Shape & add cinnamon filling
- Place the dough out on a clean counter (without flour) and divide it into 8 equal parts. If you want to be exact, you can get your kitchen scale out!
- Mix up the cinnamon-brown sugar filling.
- Roll each piece of dough out into a rectangle - about 3 x 5 inches. Along the long end, sprinkle about 1/4 tsp of cinnamon sugar mix in a straight line, leaving about 1/2 inch space at either end empty. Roll the dough over the cinnamon sugar mix and repeat with 1/4 tsp cinnamon sugar. Roll once more and repeat previous steps. Roll over the last time and pinch the dough together so that it is closed and forms a 5 inch long log.
- Twist the log and bring the two ends together to form a circle. Pinch the ends together and place on a parchment paper or silicone baking mat lined baking sheet. Repeat for each dough piece.
Second Rise (1 hour) & prepare Cinnamon Crunch Topping
- Cover with lightweight slightly damp tea towel and let the bagels rise a second time, 30 minutes to 1 hour or until the dough is puffy.
- When the dough is close to finishing its second rise, preheat the oven to 425℉ and boil water in a large pot with 1 tablespoon of sugar and 1 tablespoon of baking soda.
- Mix up the cinnamon crunch topping- in a small bowl, combine the brown sugar, cane sugar, cinnamon and room temperature butter.
Boil, Top with Cinnamon Crunch and Bake
- Once the water is boiling, use a slotted spoon to gently place 3-4 bagels in the water at a time - depending on the size of your pot.
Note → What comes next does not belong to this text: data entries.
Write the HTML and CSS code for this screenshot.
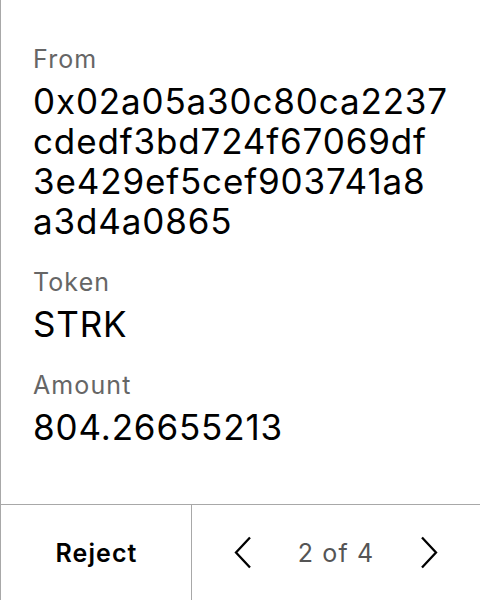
FILE: index.html
```html
<!DOCTYPE html>
<html>
<head>
<meta charset="utf-8">
<link rel="stylesheet" href="styles.css">
</head>
<body>
<div class="screen">
  <div class="content">
    <div class="field">
      <div class="label">From</div>
      <div class="value">0x02a05a30c80ca2237<br>cdedf3bd724f67069df<br>3e429ef5cef903741a8<br>a3d4a0865</div>
    </div>
    <div class="field">
      <div class="label">Token</div>
      <div class="value">STRK</div>
    </div>
    <div class="field">
      <div class="label">Amount</div>
      <div class="value">804.26655213</div>
    </div>
  </div>
  <div class="footer">
    <div class="reject">Reject</div>
    <div class="pager">
      <svg class="chev" width="18" height="33" viewBox="0 0 18 33"><polyline points="16,1.5 2,16.5 16,31.5" fill="none" stroke="#000" stroke-width="2.3"/></svg>
      <span class="count">2 of 4</span>
      <svg class="chev" width="18" height="33" viewBox="0 0 18 33"><polyline points="2,1.5 16,16.5 2,31.5" fill="none" stroke="#000" stroke-width="2.3"/></svg>
    </div>
  </div>
</div>
</body>
</html>
```
FILE: styles.css
```css
html, body {
  margin: 0;
  padding: 0;
  background: #fff;
}
.screen {
  width: 480px;
  height: 600px;
  box-sizing: border-box;
  border-left: 1px solid #a8a8a8;
  display: flex;
  flex-direction: column;
  font-family: Inter, "Noto Sans", sans-serif;
  color: #000;
}
.content {
  flex: 1;
  padding: 43px 0 0 32px;
  display: flex;
  flex-direction: column;
  gap: 25px;
}
.field {
  display: flex;
  flex-direction: column;
  gap: 6px;
}
.label {
  font-size: 25px;
  line-height: 32px;
  letter-spacing: 1.1px;
  color: #666;
}
.value {
  font-size: 35px;
  line-height: 40px;
  letter-spacing: 0.85px;
  color: #000;
}
.footer {
  height: 96px;
  border-top: 1px solid #a8a8a8;
  display: flex;
  box-sizing: border-box;
}
.reject {
  width: 191px;
  border-right: 1px solid #a8a8a8;
  display: flex;
  align-items: center;
  justify-content: center;
  font-size: 25px;
  font-weight: 600;
  letter-spacing: 1.1px;
  padding-left: 1px;
  box-sizing: border-box;
}
.pager {
  flex: 1;
  display: flex;
  align-items: center;
  justify-content: center;
  gap: 46px;
}
.count {
  font-size: 25px;
  letter-spacing: 1.1px;
  color: #555;
}
.chev {
  display: block;
}
```
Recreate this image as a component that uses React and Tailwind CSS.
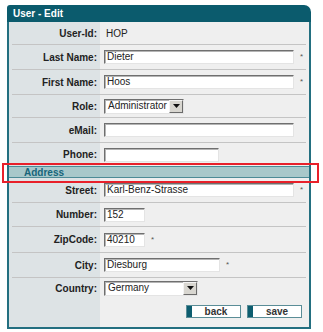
import React from 'react';

const FONT = { fontFamily: '"Liberation Sans", Arial, sans-serif' };

function TextBox({ value = '', width }) {
  return (
    <div
      className={`${width} h-[14px] bg-white border border-t-[#6f6f6f] border-l-[#6f6f6f] border-b-[#e4e4e4] border-r-[#e4e4e4] shadow-[inset_1px_1px_0_#b4b4b4] text-[10px] leading-[12px] pl-[2px] text-[#222] overflow-hidden whitespace-nowrap`}
    >
      {value}
    </div>
  );
}

function SelectBox({ value, width }) {
  return (
    <div
      className={`${width} h-[15px] bg-white border border-t-[#6f6f6f] border-l-[#6f6f6f] border-b-[#e4e4e4] border-r-[#e4e4e4] shadow-[inset_1px_1px_0_#b4b4b4] flex items-center`}
    >
      <span className="flex-1 text-[10px] leading-[12px] pl-[3px] text-[#222] whitespace-nowrap overflow-hidden">{value}</span>
      <span className="w-[14px] h-[13px] bg-[#d8d6d0] border border-t-[#f4f4f4] border-l-[#f4f4f4] border-b-[#6a6a6a] border-r-[#6a6a6a] flex items-center justify-center">
        <svg width="7" height="4" viewBox="0 0 7 4"><path d="M0 0h7L3.5 4z" fill="#111" /></svg>
      </span>
    </div>
  );
}

function Star() {
  return <span className="text-[8px] text-[#555] ml-[6px] leading-none">*</span>;
}

function Row({ label, h, line = true, children }) {
  return (
    <div className={`mx-[3px] flex items-center ${h} ${line ? 'border-b border-[#c4c4c4]' : ''}`}>
      <div className="w-[88px] text-right pr-[3px] text-[10px] font-bold text-[#222]">{label}</div>
      <div className="flex items-center pl-[4px] flex-1">{children}</div>
    </div>
  );
}

function Button({ label }) {
  return (
    <div className="w-[55px] h-[13px] flex border border-[#5a8d97] bg-white">
      <span className="w-[5px] bg-[#0d5d6f]" />
      <span className="flex-1 text-center text-[10px] font-bold leading-[11px] text-[#333]">{label}</span>
    </div>
  );
}

export default function App() {
  return (
    <div className="w-[323px] h-[332px] bg-white relative" style={FONT}>
      <div className="ml-[7px] pt-[5px] w-[304px]">
        <div className="h-[17px] bg-[#0b5b6d] rounded-tl-[3px] rounded-tr-[7px] flex items-center pl-[6px]">
          <span className="text-white text-[10px] font-bold">User - Edit</span>
        </div>
        <div className="border-x-2 border-b-2 border-[#236f80] bg-[linear-gradient(to_right,#dde3e5_91px,#efefef_91px)]">
          <Row label="User-Id:" h="h-[23px]">
            <span className="text-[10px] text-[#222] pl-[2px]">HOP</span>
          </Row>
          <Row label="Last Name:" h="h-[25px]">
            <TextBox value="Dieter" width="w-[190px]" />
            <Star />
          </Row>
          <Row label="First Name:" h="h-[25px]">
            <TextBox value="Hoos" width="w-[190px]" />
            <Star />
          </Row>
          <Row label="Role:" h="h-[23px]">
            <SelectBox value="Administrator" width="w-[80px]" />
          </Row>
          <Row label="eMail:" h="h-[25px]">
            <TextBox width="w-[190px]" />
          </Row>
          <Row label="Phone:" h="h-[23px]" line={false}>
            <TextBox width="w-[115px]" />
          </Row>
          <div className="h-[12px] bg-[#a8c8ca] border-y border-[#4c8b96] flex items-center pl-[15px]">
            <span className="text-[10px] font-bold text-[#17657a]">Address</span>
          </div>
          <Row label="Street:" h="h-[25px]">
            <TextBox value="Karl-Benz-Strasse" width="w-[190px]" />
            <Star />
          </Row>
          <Row label="Number:" h="h-[24px]">
            <TextBox value="152" width="w-[41px]" />
          </Row>
          <Row label="ZipCode:" h="h-[26px]">
            <TextBox value="40210" width="w-[41px]" />
            <Star />
          </Row>
          <Row label="City:" h="h-[25px]">
            <TextBox value="Diesburg" width="w-[116px]" />
            <Star />
          </Row>
          <Row label="Country:" h="h-[20px]" line={false}>
            <SelectBox value="Germany" width="w-[94px]" />
          </Row>
          <div className="flex justify-end gap-[6px] pr-[7px] pt-[7px] pb-[9px]">
            <Button label="back" />
            <Button label="save" />
          </div>
        </div>
      </div>
      <div className="absolute left-[2px] top-[163px] w-[317px] h-[20px] border-2 border-[#e8202a]" />
    </div>
  );
}
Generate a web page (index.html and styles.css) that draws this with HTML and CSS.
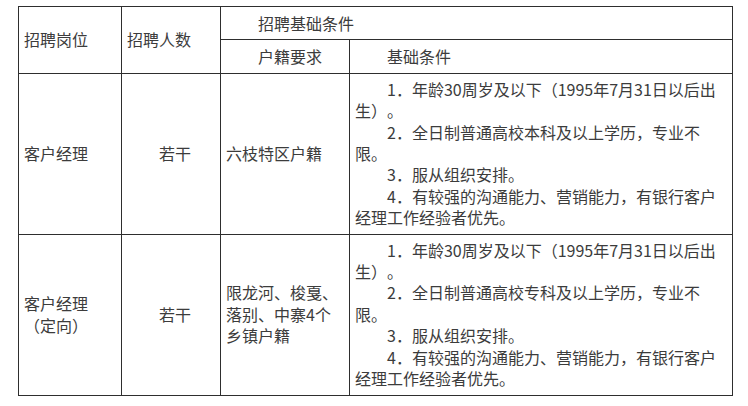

Do not overcrowd. Boil for one minute, flip the bagel, and then boil for another minute. Drain the excess water and place on lined baking pan.
- Brush the tops of each bagel with melted butter. Then add the cinnamon crunch topping to each bagel.
- Bake in oven for 20-25 minutes or until top is golden.
- Once the bagels are done cooking, allow to cool on a baking rack for 15-30 minutes. Enjoy while they are warm with butter or cream cheese.
Notes
Store extra bagels in airtight container or ziplock bag for 3-4 days.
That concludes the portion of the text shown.